Moving away from Boise State, one would do well to recall not just the most unfair BCS resolutions over the past 12 years – the 2001 and 2008 seasons – but the most confusing BCS resolution of all, the 2003 season. Remember that wacky final day – Saturday, December 6, 2003 – when computer results involving a Notre Dame-Syracuse contest and a Boise State-Hawaii game (hey, Boise still figured in the larger scheme of things after all – how ironic!) gave LSU a positive nudge? Remember how Oklahoma lost a game nobody outside of Manhattan, Kansas, felt the Sooners would drop? Remember how USC took care of business against Oregon State? Remember how LSU’s second win over Georgia really wasn’t supposed to be counted within the convoluted BCS metrics that are no less decipherable today?
That day, more than any other day in the BCS era, revealed the extent of the politically-fueled confusion which emerges – to the benefit and satisfaction of no one – when college football lacks a core of central leadership, a person or group that can say exactly what all teams from multiple vantage points must do in a given situation. Just as various schools all need to be told what they need to do in terms of discretionary (non-conference) scheduling, so it also stands that on the morning of December 6, 2003, a person or group should have been able to tell everyone in college football – players, coaches, fans and journalists – what needed to happen for each team to make the 2004 Sugar Bowl, then the (mythical) national championship game.
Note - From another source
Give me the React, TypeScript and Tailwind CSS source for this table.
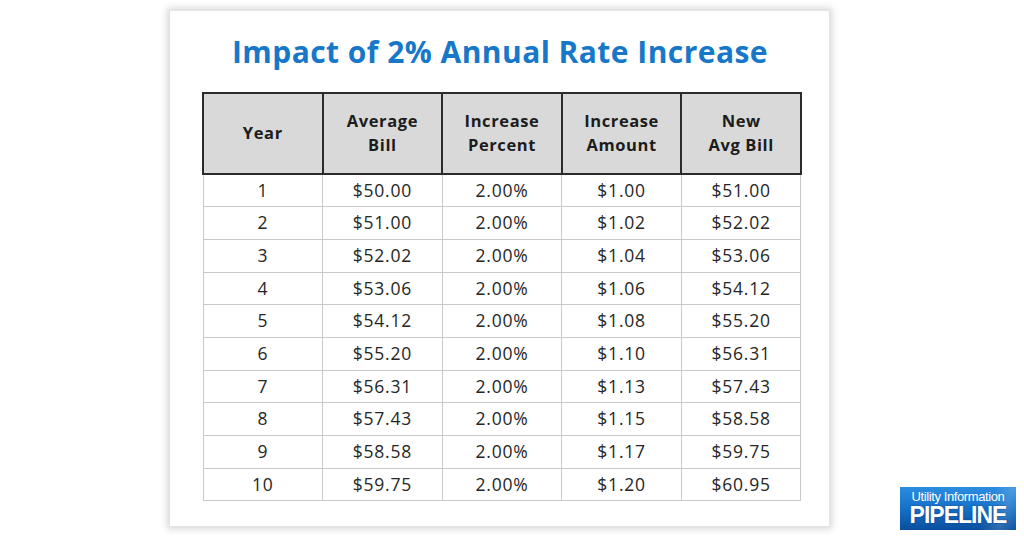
const rows = [
  ["1", "$50.00", "2.00%", "$1.00", "$51.00"],
  ["2", "$51.00", "2.00%", "$1.02", "$52.02"],
  ["3", "$52.02", "2.00%", "$1.04", "$53.06"],
  ["4", "$53.06", "2.00%", "$1.06", "$54.12"],
  ["5", "$54.12", "2.00%", "$1.08", "$55.20"],
  ["6", "$55.20", "2.00%", "$1.10", "$56.31"],
  ["7", "$56.31", "2.00%", "$1.13", "$57.43"],
  ["8", "$57.43", "2.00%", "$1.15", "$58.58"],
  ["9", "$58.58", "2.00%", "$1.17", "$59.75"],
  ["10", "$59.75", "2.00%", "$1.20", "$60.95"],
];

const headers = [["Year"], ["Average", "Bill"], ["Increase", "Percent"], ["Increase", "Amount"], ["New", "Avg Bill"]];

function Logo() {
  return (
    <div className="absolute left-[900px] top-[487px] w-[116px] h-[43px] bg-gradient-to-b from-[#2b8de0] via-[#1670c8] to-[#0a4f9e] flex flex-col items-center justify-center leading-none overflow-hidden">
      <div className="absolute right-[-10px] top-0 w-[40px] h-full bg-gradient-to-r from-transparent via-white/15 to-transparent skew-x-[-20deg]" />
      <span className="relative text-white text-[13px] font-['Liberation_Sans',sans-serif] tracking-[-0.4px]">Utility Information</span>
      <span className="relative text-white text-[23px] font-bold font-['Liberation_Sans',sans-serif] tracking-[-1px] mt-[1px] [text-shadow:0_0_2px_#0a3f80]">PIPELINE</span>
    </div>
  );
}

export default function App() {
  return (
    <div className="relative w-[1024px] h-[536px] bg-white font-['Open_Sans',sans-serif] overflow-hidden">
      <div className="ml-[169px] mt-[10px] w-[661px] h-[517px] bg-white border border-[#e4e4e4] shadow-[0_0_7px_2px_rgba(0,0,0,0.16)] flex flex-col">
        <h1 className="text-center text-[#1778c9] text-[30px] font-bold leading-none pt-[26px] pl-[1px] tracking-[0.45px]">
          Impact of 2% Annual Rate Increase
        </h1>
        <table className="ml-[32px] mt-[25px] border-collapse table-fixed w-[598px] text-[#262626]">
          <thead>
            <tr className="bg-[#d9d9d9] h-[81px]">
              {headers.map((h, i) => (
                <th key={i} className="border-2 border-[#2b2b2b] w-[119.6px] text-[16.5px] font-bold leading-[24px] tracking-[0.6px] text-center align-middle pb-[2px] text-[#1c1c1c]">
                  {h.map((l, j) => (
                    <div key={j}>{l}</div>
                  ))}
                </th>
              ))}
            </tr>
          </thead>
          <tbody>
            {rows.map((r, i) => (
              <tr key={i} className="h-[32.7px]">
                {r.map((c, j) => (
                  <td key={j} className="border border-[#c9c9c9] text-center text-[17.5px] tracking-[0.8px] leading-none p-0">
                    {c}
                  </td>
                ))}
              </tr>
            ))}
          </tbody>
        </table>
      </div>
      <Logo />
    </div>
  );
}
Naturally, college football regularly provides wild scenarios all the time (it’s what the sport does and has always done), but given the many permutations that were possible on the final day of the 2003 regular season – since the BCS forces a Notre Dame-Syracuse game and a Boise State-Hawaii game to affect an Oklahoma-LSU-USC competition – we did indeed need a leadership figure to announce an extended list of scenarios and outcomes. We needed someone to tell us if Oklahoma’s loss to Kansas State – by denying OU of a conference championship – prevented the Sooners from being eligible for the 2004 Sugar Bowl. We still need college football to decide, formally and finally, on whether second-place teams in conferences should be eligible for the national title under any circumstance in any season.
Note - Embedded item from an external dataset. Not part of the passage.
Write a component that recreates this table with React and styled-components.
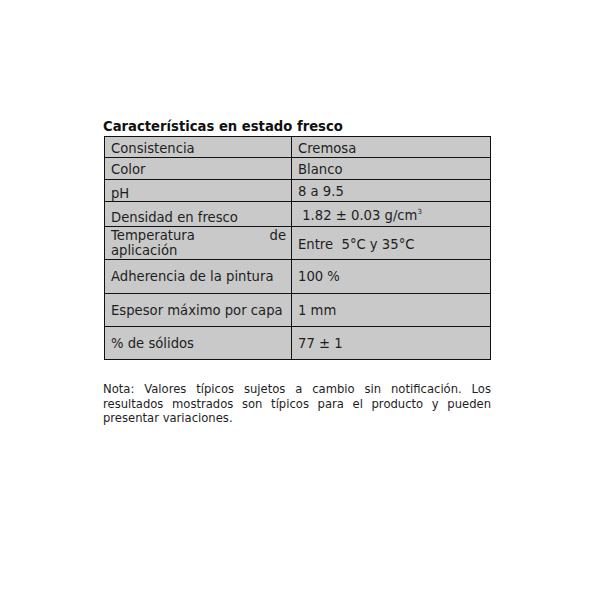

In short, we need standards. We need roadmaps. We need to be shown, as members of the college football community, the path from point A to point B. This is true if you’re a Boise State fan or an advocate of the non-automatic qualifiers, but it’s no less true if you’re an advocate for the Southeastern Conference and its member institutions. This is true if you’re a Big Ten fan in Ashtabula, Ohio, but it’s no less true if you’re a Pac-10 fan in Apache Junction, Arizona.
Say this about the BCS: It’s standards might suck, but if it could at least broadcast a roadmap to clarity, it wouldn’t be hated as much, and we wouldn’t argue as much in a waste of our brain cells and blood pressure levels. At least tell us, college football – tell Boise State, tell TCU, tell the Big East Conference, tell a 12-1 SEC champion, tell a 12-1 Big Ten champion – what needs to happen in order for a given team or conference to reach the BCS National Championship Game under several basic scenarios. Give all of us standards that we can then try to live up to. Give us a bar we can jump for. Give us a metric the teams and coaches can strive to reach, and which writers can clearly explain.
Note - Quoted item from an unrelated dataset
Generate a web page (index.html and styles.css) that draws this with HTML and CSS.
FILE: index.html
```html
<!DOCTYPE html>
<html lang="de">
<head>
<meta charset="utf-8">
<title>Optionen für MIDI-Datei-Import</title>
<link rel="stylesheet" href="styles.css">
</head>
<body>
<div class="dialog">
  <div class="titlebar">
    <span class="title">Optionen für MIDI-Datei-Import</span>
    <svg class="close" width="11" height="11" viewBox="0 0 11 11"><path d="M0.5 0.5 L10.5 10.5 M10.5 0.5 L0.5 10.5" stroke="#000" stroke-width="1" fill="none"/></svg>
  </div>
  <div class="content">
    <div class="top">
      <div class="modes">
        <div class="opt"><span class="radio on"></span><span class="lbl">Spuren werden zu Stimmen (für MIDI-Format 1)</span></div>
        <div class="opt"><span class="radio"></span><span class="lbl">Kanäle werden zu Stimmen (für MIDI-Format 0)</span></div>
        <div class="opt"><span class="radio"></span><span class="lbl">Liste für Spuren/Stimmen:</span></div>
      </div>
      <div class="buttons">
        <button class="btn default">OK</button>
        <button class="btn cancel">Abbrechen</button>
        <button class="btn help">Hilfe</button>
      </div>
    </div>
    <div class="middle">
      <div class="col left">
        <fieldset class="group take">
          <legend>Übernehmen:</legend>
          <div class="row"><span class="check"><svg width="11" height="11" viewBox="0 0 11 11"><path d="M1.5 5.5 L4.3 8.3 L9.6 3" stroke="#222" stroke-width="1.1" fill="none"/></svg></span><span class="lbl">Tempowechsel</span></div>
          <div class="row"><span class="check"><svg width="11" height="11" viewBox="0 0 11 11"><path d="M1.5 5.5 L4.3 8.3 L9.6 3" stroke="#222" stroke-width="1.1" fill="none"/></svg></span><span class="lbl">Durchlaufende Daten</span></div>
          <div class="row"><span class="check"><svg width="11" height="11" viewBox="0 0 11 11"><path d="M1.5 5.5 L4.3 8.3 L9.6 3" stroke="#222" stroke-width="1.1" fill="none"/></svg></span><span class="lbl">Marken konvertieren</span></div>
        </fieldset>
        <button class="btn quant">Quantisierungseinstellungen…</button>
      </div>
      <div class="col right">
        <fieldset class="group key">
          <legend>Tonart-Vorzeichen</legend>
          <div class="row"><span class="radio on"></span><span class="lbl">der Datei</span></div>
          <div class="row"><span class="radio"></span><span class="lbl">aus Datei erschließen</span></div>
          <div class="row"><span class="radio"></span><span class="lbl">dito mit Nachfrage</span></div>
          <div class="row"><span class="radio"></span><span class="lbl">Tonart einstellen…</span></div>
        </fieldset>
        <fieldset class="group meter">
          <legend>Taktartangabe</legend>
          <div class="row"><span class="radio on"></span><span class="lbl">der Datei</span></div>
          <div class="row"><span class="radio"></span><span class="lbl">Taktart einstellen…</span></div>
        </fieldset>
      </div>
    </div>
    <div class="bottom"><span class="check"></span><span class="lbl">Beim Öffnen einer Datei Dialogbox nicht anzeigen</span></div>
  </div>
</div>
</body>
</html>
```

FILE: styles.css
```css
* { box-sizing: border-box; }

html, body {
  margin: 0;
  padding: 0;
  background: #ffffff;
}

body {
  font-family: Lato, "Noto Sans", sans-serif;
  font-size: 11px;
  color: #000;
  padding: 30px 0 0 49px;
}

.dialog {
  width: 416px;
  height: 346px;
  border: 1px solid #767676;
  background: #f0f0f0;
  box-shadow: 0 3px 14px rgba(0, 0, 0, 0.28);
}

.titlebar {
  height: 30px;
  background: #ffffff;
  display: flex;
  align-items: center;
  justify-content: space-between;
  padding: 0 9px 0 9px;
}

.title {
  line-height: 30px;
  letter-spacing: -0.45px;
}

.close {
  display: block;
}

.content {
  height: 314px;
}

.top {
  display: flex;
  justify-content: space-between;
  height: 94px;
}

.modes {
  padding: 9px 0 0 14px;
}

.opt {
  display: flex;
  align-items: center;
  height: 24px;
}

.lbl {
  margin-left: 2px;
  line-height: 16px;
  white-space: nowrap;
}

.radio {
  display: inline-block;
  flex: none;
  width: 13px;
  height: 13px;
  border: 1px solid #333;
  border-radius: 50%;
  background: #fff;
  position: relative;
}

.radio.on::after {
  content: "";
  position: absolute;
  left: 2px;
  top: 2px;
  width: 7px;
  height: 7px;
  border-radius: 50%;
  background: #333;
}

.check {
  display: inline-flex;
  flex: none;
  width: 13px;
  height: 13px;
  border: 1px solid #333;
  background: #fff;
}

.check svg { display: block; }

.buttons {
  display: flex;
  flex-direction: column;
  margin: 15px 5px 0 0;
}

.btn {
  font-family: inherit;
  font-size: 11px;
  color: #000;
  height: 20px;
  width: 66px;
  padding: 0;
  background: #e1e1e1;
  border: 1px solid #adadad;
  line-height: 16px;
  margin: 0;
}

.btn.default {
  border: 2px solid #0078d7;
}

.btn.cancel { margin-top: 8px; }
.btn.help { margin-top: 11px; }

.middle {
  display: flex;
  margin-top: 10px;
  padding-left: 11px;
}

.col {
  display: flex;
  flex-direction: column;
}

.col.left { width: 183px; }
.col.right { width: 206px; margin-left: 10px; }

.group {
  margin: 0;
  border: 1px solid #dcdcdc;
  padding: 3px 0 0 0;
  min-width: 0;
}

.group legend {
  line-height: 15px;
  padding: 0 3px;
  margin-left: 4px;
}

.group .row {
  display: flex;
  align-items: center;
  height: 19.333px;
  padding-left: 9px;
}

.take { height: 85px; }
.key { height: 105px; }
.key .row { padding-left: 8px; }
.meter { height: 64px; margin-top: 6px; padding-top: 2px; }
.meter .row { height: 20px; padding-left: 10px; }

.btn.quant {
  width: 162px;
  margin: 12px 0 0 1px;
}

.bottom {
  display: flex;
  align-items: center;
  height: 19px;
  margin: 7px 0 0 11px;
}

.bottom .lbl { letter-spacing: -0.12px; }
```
Give us anything beyond the ultra-political “talking/debating/arguing is what makes college football fun” bullcrap we’ve had to stomach in the not-at-all-objective BCS era. If we want to debate, let’s go back to the old poll-and-bowl system, when we knew the process was unscientific but the sport’s traditions (and classic bowl games – sniff, sniff, beloved Orange Bowl; we knew you and loved you before you died) breathed free. Just give us anything beyond what we have now. Just give us some standards that will remain in place for awhile, so that all FBS programs can align their operations as they see fit.
A SET OF STANDARDS! Deliver this, just this, and so many of college football’s maddening and unnecessary problems might cease to exist.